In 1931, Braque began creating white drawings over a background of black painted plaster, much like the Greek art he admired a few years earlier. Also in 1931, Braque received the Legion of Honour, a prestigious award from the French government, for his contributions to art. Later in the 1930s, he began a series of figure paintings examples being “Le Duo” and “The Painter and His Model.” Unlike his contemporaries Picasso and Matisse, Braque had abandoned working from a live model. His paintings therefore, are imaginary and the goaty bearded painter depicted in this work bears no physical resemblance to Braque himself.
In 1937 Braque won the first prize $1000 at the Carnegie Awards in New York for his painting, ‘The Yellow Napkin’.
World War II
The grim events leading up to the Second World War had a profound effect on Braque and during this period skulls often appear in his still life paintings. Works from this time appear to exude a sense of darkness, despair, agony and misery, and seem to make political statements. The painting ‘Baluster and Skull’ is a fine example, where colours replicate the complex emotions and reactions to impeding war.
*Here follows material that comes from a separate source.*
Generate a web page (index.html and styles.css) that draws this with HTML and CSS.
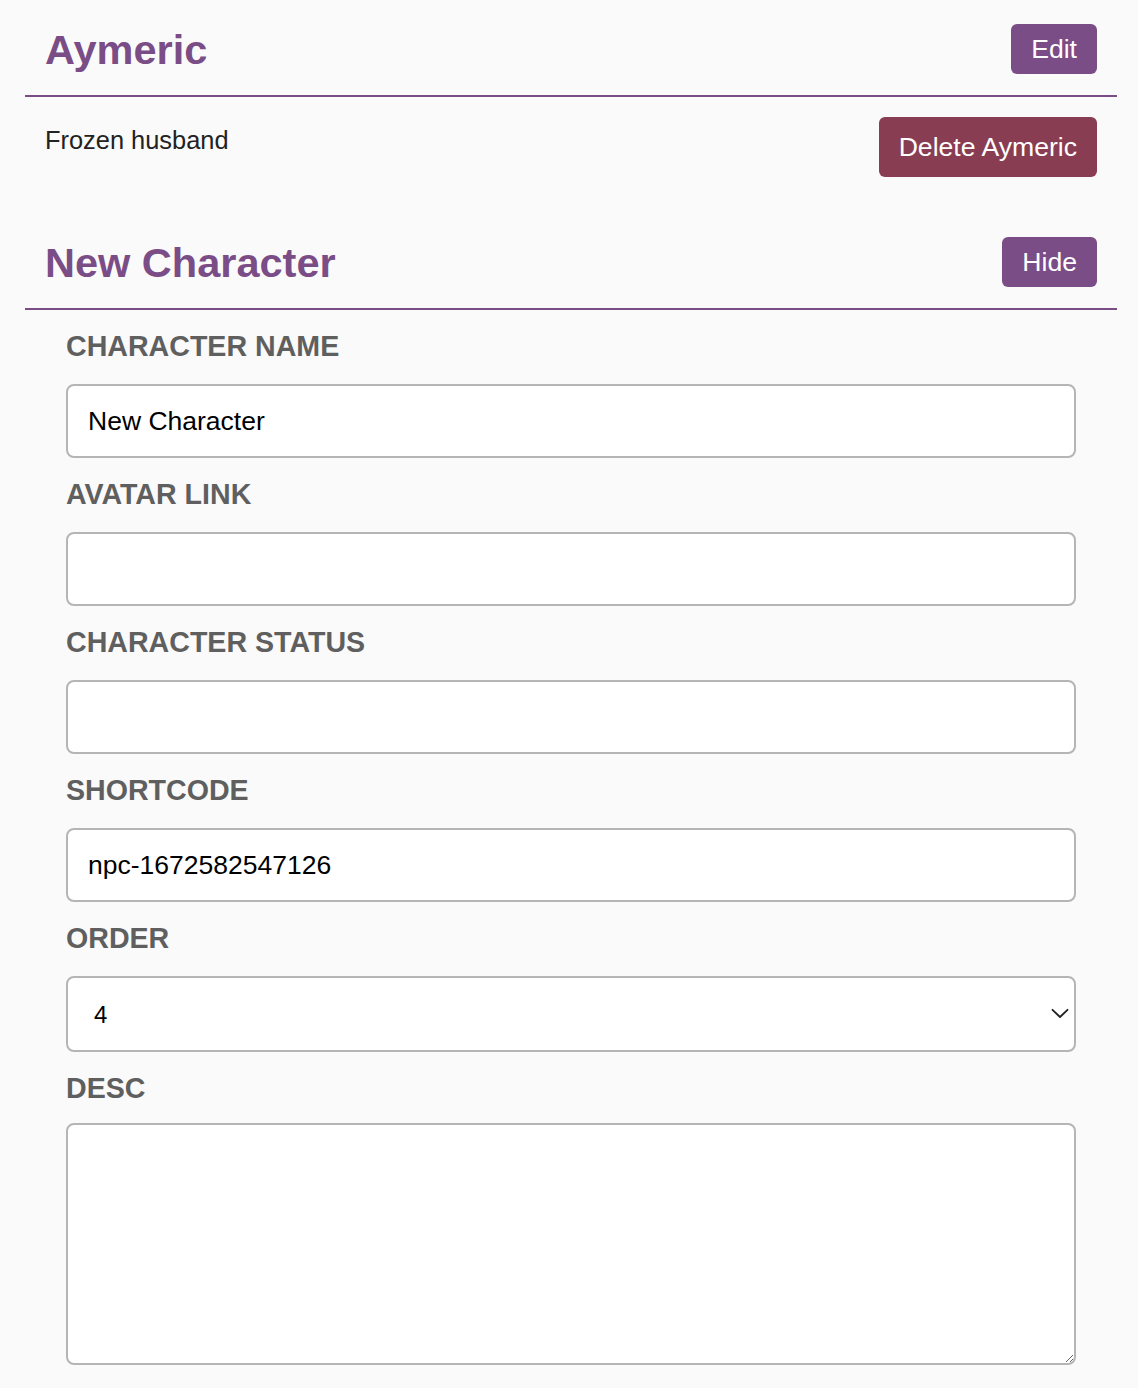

Braque lived in Paris during World War II but continued exploring still life themes with sombre colour schemes despite the difficult conditions around him.
After the war, Braque resumed his practice of executing a series of paintings on a single subject or theme, such as birds, landscapes, and scenes of the sea.
The Series Paintings
Between 1948-1955 he produced a series of nine canvases, entitled “Atelier” or “Studio,” depicting imagery which sought to represent the artist’s inner thoughts about particular objects. The bird symbol frequently appears in these and later works usually as a metaphor for freedom and space. The paintings often depicted a picture within a picture and were altogether more personal, decorative and richly coloured than his pre-war paintings.
In 1948, he won first prize at the Venice Biennale and had his first retrospective exhibition at the Museum of Modern Art in New York in 1949 and the Tate Gallery in London in 1956.
In 1949 he was asked to paint panels for the ceiling of the Henri II room in the prestigious Louvre Museum in Paris. The ceiling is very ornate and posed significant design issues. He solved the problem by using the imagery of birds painted in basic flat colours that give the designs a powerful simplicity.
Stained Glass Windows
In 1956, his design for a stained-glass window for the church of Saint-Valery de Varengeville-sur-Mer, on the theme of the Tree of Jesse was installed. That year he was also awarded the Grand Prize for painting at the Venice Biennale, one of the most prestigious awards in the art world.
In the early 1960’s he designed three stained-glass windows and gifted them to the Chapel Saint-Dominique also in Varengeville.
In 1961, on the occasion of his eightieth birthday, his studio was taken down and rebuilt in its entirety in the Louvre’s Mollien Gallery, a previously unheard-of honour for a living artist.
Georges Braque’s Legacy
Georges Braque died on 31st August, 1963, in his studio home on the Left Bank in Paris. He was 81 years old. He was buried in the graveyard of Saint-Valery de Varengeville-sur-Mer which overlooks the English Channel.
Georges Braque was a quiet introvert, extremely observant, sharp, determined, and a very intelligent man. His contribution to art, particularly his role in the development of Cubism, was profound as was his innovative use of materials and techniques, as well as his willingness to challenge traditional ideas about art. His achievements made him one of most influential artists of the 20th century.